Wolf adds: “We are on the same wavelength with our American counterparts — this is not a Canadian idea. We are trying to convert as many people as possible who aren’t there yet.”

4. Use Inversion Monitoring Tools

Preventing drift comes down to planning and, of course, following the label, reminds BASF’s Schmitz, who points users to engeniastewardship.com to access detailed checklists and a spray tool to pinpoint ideal spraying times and days for your exact location.

Precision tools can come in handy, too. Farmers Edge, for example, has a Delta-T indicator tied to every single one of its 4,500 weather stations in North America. A grower opens their Farmers Edge weather app, clicks on the weather station closest to their field, and in an instant a score of 1-10 is displayed signaling whether it’s acceptable to spray at any given moment.

4 Not-So-Obvious Strategies for Stopping Dicamba Drift

Farmers Edge Inversion Monitoring.

Farmers Edge has also installed a Regional Inversion Monitoring Network, offering a true, physical indication of actual temperatures at ground level compared to the above-the-crop canopy, says Jamie Denbow, Global Digital Ag Lead.
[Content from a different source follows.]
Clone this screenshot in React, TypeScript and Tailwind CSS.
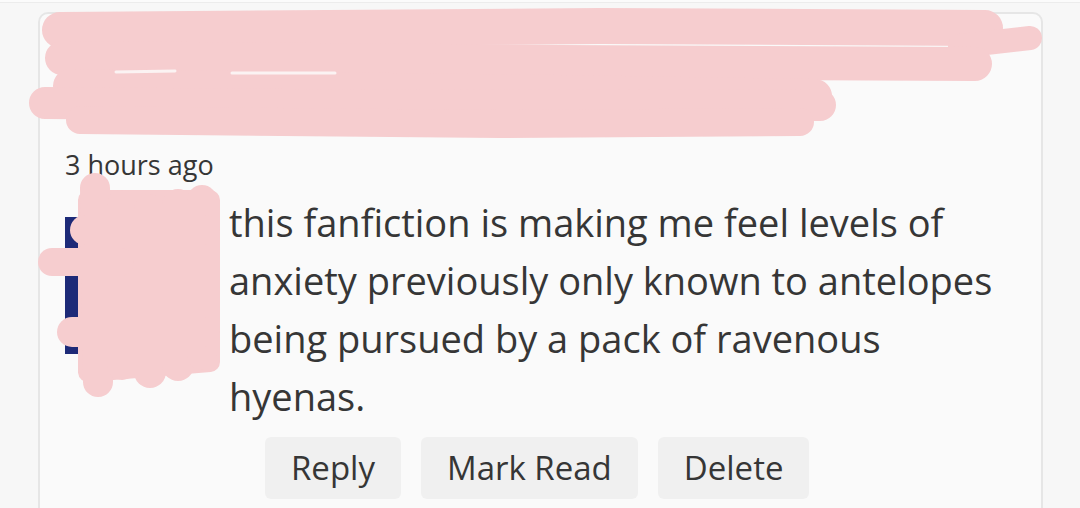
const lines = [
  "this fanfiction is making me feel levels of",
  "anxiety previously only known to antelopes",
  "being pursued by a pack of ravenous",
  "hyenas.",
];

const actions = ["Reply", "Mark Read", "Delete"];

// hand-drawn redaction over the post header and the avatar
function Scribble() {
  const pink = "#f6cdcf";
  return (
    <svg
      className="absolute inset-0 pointer-events-none"
      width={1080}
      height={508}
      viewBox="0 0 1080 508"
      fill="none"
      stroke={pink}
      strokeLinecap="round"
      strokeLinejoin="round"
    >
      {/* header */}
      <path d="M60 30 L600 26 L985 28" strokeWidth={36} />
      <path d="M960 46 L1030 38" strokeWidth={24} />
      <path d="M62 58 L560 62 L975 64" strokeWidth={34} />
      <path d="M70 86 L560 92 L815 96" strokeWidth={34} />
      <path d="M45 103 L430 106 L820 105" strokeWidth={32} />
      <path d="M80 120 L500 124 L800 122" strokeWidth={28} />
      <path d="M116 72 L175 71 M232 73 L335 73" stroke="#fbf3f3" strokeWidth={3} />
      {/* avatar */}
      <path d="M88 200 L210 200 L210 362 L88 372 Z" fill={pink} strokeWidth={20} />
      <path d="M95 188 L98 382" strokeWidth={30} />
      <path d="M122 205 L122 365" strokeWidth={30} />
      <path d="M150 210 L150 372" strokeWidth={32} />
      <path d="M178 205 L178 365" strokeWidth={32} />
      <path d="M202 200 L202 355" strokeWidth={30} />
      <path d="M52 262 L120 262" strokeWidth={28} />
      <path d="M72 332 L205 332" strokeWidth={30} />
      <path d="M85 230 L205 230" strokeWidth={30} />
    </svg>
  );
}

export default function App() {
  return (
    <div
      className="relative w-[1080px] h-[508px] overflow-hidden bg-[#f7f7f7] text-[#363636]"
      style={{ fontFamily: '"Open Sans", "Noto Sans", sans-serif' }}
    >
      <div className="h-[3px] border-b border-[#ececec] bg-[#fbfbfb]" />
      <div className="pt-[9px] pl-[38px] pr-[37px]">
        <div className="h-[520px] rounded-t-[10px] border-[2px] border-[#e6e6e6] bg-[#fafafa]">
          {/* header (username / post title) is redacted */}
          <div className="h-[133px]" />
          <div className="pl-[25px] text-[27px] leading-[36px]">3 hours ago</div>
          <div className="flex items-start pl-[25px] pt-[10px]">
            <div className="mt-[24px] w-[150px] h-[137px] shrink-0 bg-[#1d2a78]" />
            <div className="pl-[14px]">
              <p className="text-[38px] leading-[58px]">
                {lines.map((line, i) => (
                  <span key={i} className="block whitespace-nowrap">
                    {line}
                  </span>
                ))}
              </p>
              <div className="flex gap-[20px] pl-[36px] pt-[12px]">
                {actions.map((label) => (
                  <button
                    key={label}
                    className="h-[62px] px-[26px] rounded-[6px] bg-[#f0f0f0] text-[33px] text-[#363636]"
                  >
                    {label}
                  </button>
                ))}
              </div>
            </div>
          </div>
        </div>
      </div>
      <Scribble />
    </div>
  );
}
The network consists of 20 inversion towers, and it’s constantly adding to that number. “We want to do whatever we can to assist growers to make the right decisions. The more weather stations that we install, as growers partner with Farmers Edge, the more granularity it creates in the monitoring system,” Denbow says, adding that the company is at work on a system that will push out notifications to an applicator when conditions to spray are right.